Word for word, print each line of the listing below; pictures stay out.
[begin SOURCE DATA]
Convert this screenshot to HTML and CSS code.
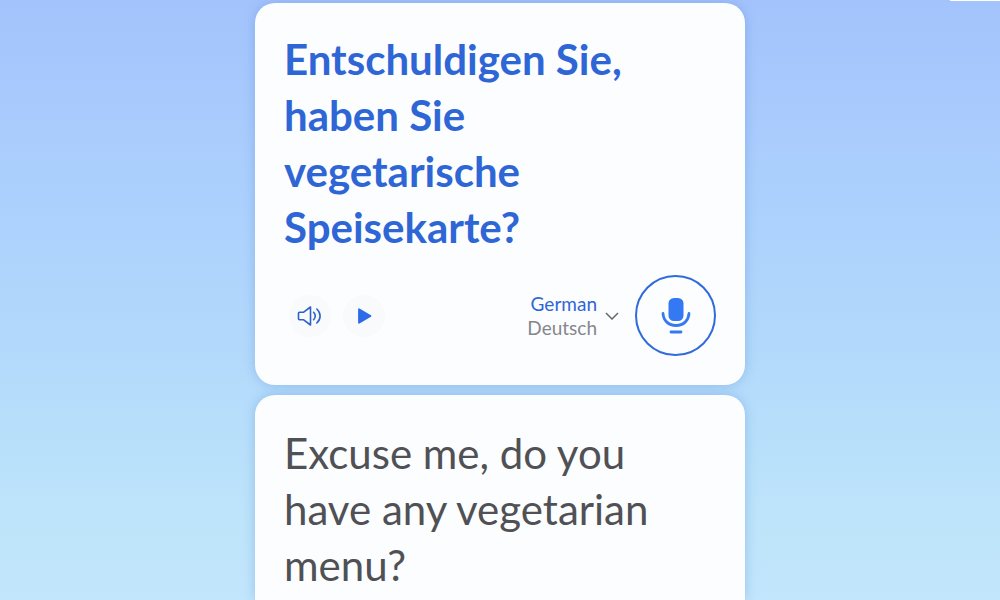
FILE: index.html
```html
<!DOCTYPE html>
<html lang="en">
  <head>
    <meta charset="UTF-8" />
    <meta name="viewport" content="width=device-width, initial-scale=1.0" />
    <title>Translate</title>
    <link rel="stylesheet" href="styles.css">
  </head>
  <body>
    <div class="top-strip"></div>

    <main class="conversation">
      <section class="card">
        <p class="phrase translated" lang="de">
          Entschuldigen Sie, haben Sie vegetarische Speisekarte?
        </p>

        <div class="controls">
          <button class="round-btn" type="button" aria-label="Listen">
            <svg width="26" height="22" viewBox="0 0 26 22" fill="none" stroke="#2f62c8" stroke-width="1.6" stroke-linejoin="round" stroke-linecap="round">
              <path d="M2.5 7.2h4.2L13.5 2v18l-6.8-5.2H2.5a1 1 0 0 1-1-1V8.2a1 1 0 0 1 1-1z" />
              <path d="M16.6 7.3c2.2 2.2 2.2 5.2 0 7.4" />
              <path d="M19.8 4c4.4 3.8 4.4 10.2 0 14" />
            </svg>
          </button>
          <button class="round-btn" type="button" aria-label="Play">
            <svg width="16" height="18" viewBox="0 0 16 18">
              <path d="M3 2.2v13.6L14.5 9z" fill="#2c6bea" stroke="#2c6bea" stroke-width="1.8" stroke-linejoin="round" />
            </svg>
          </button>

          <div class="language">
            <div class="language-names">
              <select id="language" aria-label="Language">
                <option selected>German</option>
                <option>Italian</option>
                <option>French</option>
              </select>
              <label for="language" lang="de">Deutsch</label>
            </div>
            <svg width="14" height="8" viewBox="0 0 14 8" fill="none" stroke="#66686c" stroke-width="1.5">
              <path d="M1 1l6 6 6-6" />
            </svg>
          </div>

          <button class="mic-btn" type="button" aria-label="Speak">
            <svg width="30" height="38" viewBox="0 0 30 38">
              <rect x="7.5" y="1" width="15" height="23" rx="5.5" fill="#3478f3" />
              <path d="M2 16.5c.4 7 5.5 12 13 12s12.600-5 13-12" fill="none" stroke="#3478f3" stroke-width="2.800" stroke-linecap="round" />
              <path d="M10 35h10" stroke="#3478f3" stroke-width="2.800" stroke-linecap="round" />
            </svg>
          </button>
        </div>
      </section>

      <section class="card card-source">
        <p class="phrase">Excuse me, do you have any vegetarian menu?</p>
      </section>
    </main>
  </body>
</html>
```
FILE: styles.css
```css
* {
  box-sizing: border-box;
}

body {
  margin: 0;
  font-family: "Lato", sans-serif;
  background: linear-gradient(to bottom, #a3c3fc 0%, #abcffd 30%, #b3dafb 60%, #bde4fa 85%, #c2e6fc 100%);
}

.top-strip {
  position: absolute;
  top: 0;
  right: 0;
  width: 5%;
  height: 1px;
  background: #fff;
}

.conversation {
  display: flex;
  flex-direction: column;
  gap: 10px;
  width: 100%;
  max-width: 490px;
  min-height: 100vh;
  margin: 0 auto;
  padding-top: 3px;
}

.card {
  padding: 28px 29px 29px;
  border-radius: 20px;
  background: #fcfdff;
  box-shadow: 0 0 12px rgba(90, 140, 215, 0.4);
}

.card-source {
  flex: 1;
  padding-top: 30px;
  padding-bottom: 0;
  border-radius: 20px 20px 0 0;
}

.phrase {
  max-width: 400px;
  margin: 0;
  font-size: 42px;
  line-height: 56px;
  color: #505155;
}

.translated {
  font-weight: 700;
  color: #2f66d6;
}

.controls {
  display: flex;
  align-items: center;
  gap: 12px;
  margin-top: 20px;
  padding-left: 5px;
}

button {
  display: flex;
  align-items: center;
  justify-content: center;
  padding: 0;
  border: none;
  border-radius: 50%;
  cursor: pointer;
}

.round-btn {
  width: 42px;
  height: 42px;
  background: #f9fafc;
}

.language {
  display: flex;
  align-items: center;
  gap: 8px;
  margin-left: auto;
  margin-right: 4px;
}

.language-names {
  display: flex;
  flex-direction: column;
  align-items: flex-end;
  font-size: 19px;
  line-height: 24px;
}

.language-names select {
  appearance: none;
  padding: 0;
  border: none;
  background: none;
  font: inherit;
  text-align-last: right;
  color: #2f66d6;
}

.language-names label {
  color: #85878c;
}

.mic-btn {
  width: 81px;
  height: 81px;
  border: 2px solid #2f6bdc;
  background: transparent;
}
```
[end SOURCE DATA]
OUTPUT OF THE EXERCISE:
Convert this screenshot to HTML and CSS code.
FILE: index.html
```html
<!DOCTYPE html>
<html lang="en">
  <head>
    <meta charset="UTF-8" />
    <meta name="viewport" content="width=device-width, initial-scale=1.0" />
    <title>Translate</title>
    <link rel="stylesheet" href="styles.css">
  </head>
  <body>
    <div class="top-strip"></div>

    <main class="conversation">
      <section class="card">
        <p class="phrase translated" lang="de">
          Entschuldigen Sie, haben Sie vegetarische Speisekarte?
        </p>

        <div class="controls">
          <button class="round-btn" type="button" aria-label="Listen">
            <svg width="26" height="22" viewBox="0 0 26 22" fill="none" stroke="#2f62c8" stroke-width="1.6" stroke-linejoin="round" stroke-linecap="round">
              <path d="M2.5 7.2h4.2L13.5 2v18l-6.8-5.2H2.5a1 1 0 0 1-1-1V8.2a1 1 0 0 1 1-1z" />
              <path d="M16.6 7.3c2.2 2.2 2.2 5.2 0 7.4" />
              <path d="M19.8 4c4.4 3.8 4.4 10.2 0 14" />
            </svg>
          </button>
          <button class="round-btn" type="button" aria-label="Play">
            <svg width="16" height="18" viewBox="0 0 16 18">
              <path d="M3 2.2v13.6L14.5 9z" fill="#2c6bea" stroke="#2c6bea" stroke-width="1.8" stroke-linejoin="round" />
            </svg>
          </button>

          <div class="language">
            <div class="language-names">
              <select id="language" aria-label="Language">
                <option selected>German</option>
                <option>Italian</option>
                <option>French</option>
              </select>
              <label for="language" lang="de">Deutsch</label>
            </div>
            <svg width="14" height="8" viewBox="0 0 14 8" fill="none" stroke="#66686c" stroke-width="1.5">
              <path d="M1 1l6 6 6-6" />
            </svg>
          </div>

          <button class="mic-btn" type="button" aria-label="Speak">
            <svg width="30" height="38" viewBox="0 0 30 38">
              <rect x="7.5" y="1" width="15" height="23" rx="5.5" fill="#3478f3" />
              <path d="M2 16.5c.4 7 5.5 12 13 12s12.600-5 13-12" fill="none" stroke="#3478f3" stroke-width="2.800" stroke-linecap="round" />
              <path d="M10 35h10" stroke="#3478f3" stroke-width="2.800" stroke-linecap="round" />
            </svg>
          </button>
        </div>
      </section>

      <section class="card card-source">
        <p class="phrase">Excuse me, do you have any vegetarian menu?</p>
      </section>
    </main>
  </body>
</html>
```
FILE: styles.css
```css
* {
  box-sizing: border-box;
}

body {
  margin: 0;
  font-family: "Lato", sans-serif;
  background: linear-gradient(to bottom, #a3c3fc 0%, #abcffd 30%, #b3dafb 60%, #bde4fa 85%, #c2e6fc 100%);
}

.top-strip {
  position: absolute;
  top: 0;
  right: 0;
  width: 5%;
  height: 1px;
  background: #fff;
}

.conversation {
  display: flex;
  flex-direction: column;
  gap: 10px;
  width: 100%;
  max-width: 490px;
  min-height: 100vh;
  margin: 0 auto;
  padding-top: 3px;
}

.card {
  padding: 28px 29px 29px;
  border-radius: 20px;
  background: #fcfdff;
  box-shadow: 0 0 12px rgba(90, 140, 215, 0.4);
}

.card-source {
  flex: 1;
  padding-top: 30px;
  padding-bottom: 0;
  border-radius: 20px 20px 0 0;
}

.phrase {
  max-width: 400px;
  margin: 0;
  font-size: 42px;
  line-height: 56px;
  color: #505155;
}

.translated {
  font-weight: 700;
  color: #2f66d6;
}

.controls {
  display: flex;
  align-items: center;
  gap: 12px;
  margin-top: 20px;
  padding-left: 5px;
}

button {
  display: flex;
  align-items: center;
  justify-content: center;
  padding: 0;
  border: none;
  border-radius: 50%;
  cursor: pointer;
}

.round-btn {
  width: 42px;
  height: 42px;
  background: #f9fafc;
}

.language {
  display: flex;
  align-items: center;
  gap: 8px;
  margin-left: auto;
  margin-right: 4px;
}

.language-names {
  display: flex;
  flex-direction: column;
  align-items: flex-end;
  font-size: 19px;
  line-height: 24px;
}

.language-names select {
  appearance: none;
  padding: 0;
  border: none;
  background: none;
  font: inherit;
  text-align-last: right;
  color: #2f66d6;
}

.language-names label {
  color: #85878c;
}

.mic-btn {
  width: 81px;
  height: 81px;
  border: 2px solid #2f6bdc;
  background: transparent;
}
```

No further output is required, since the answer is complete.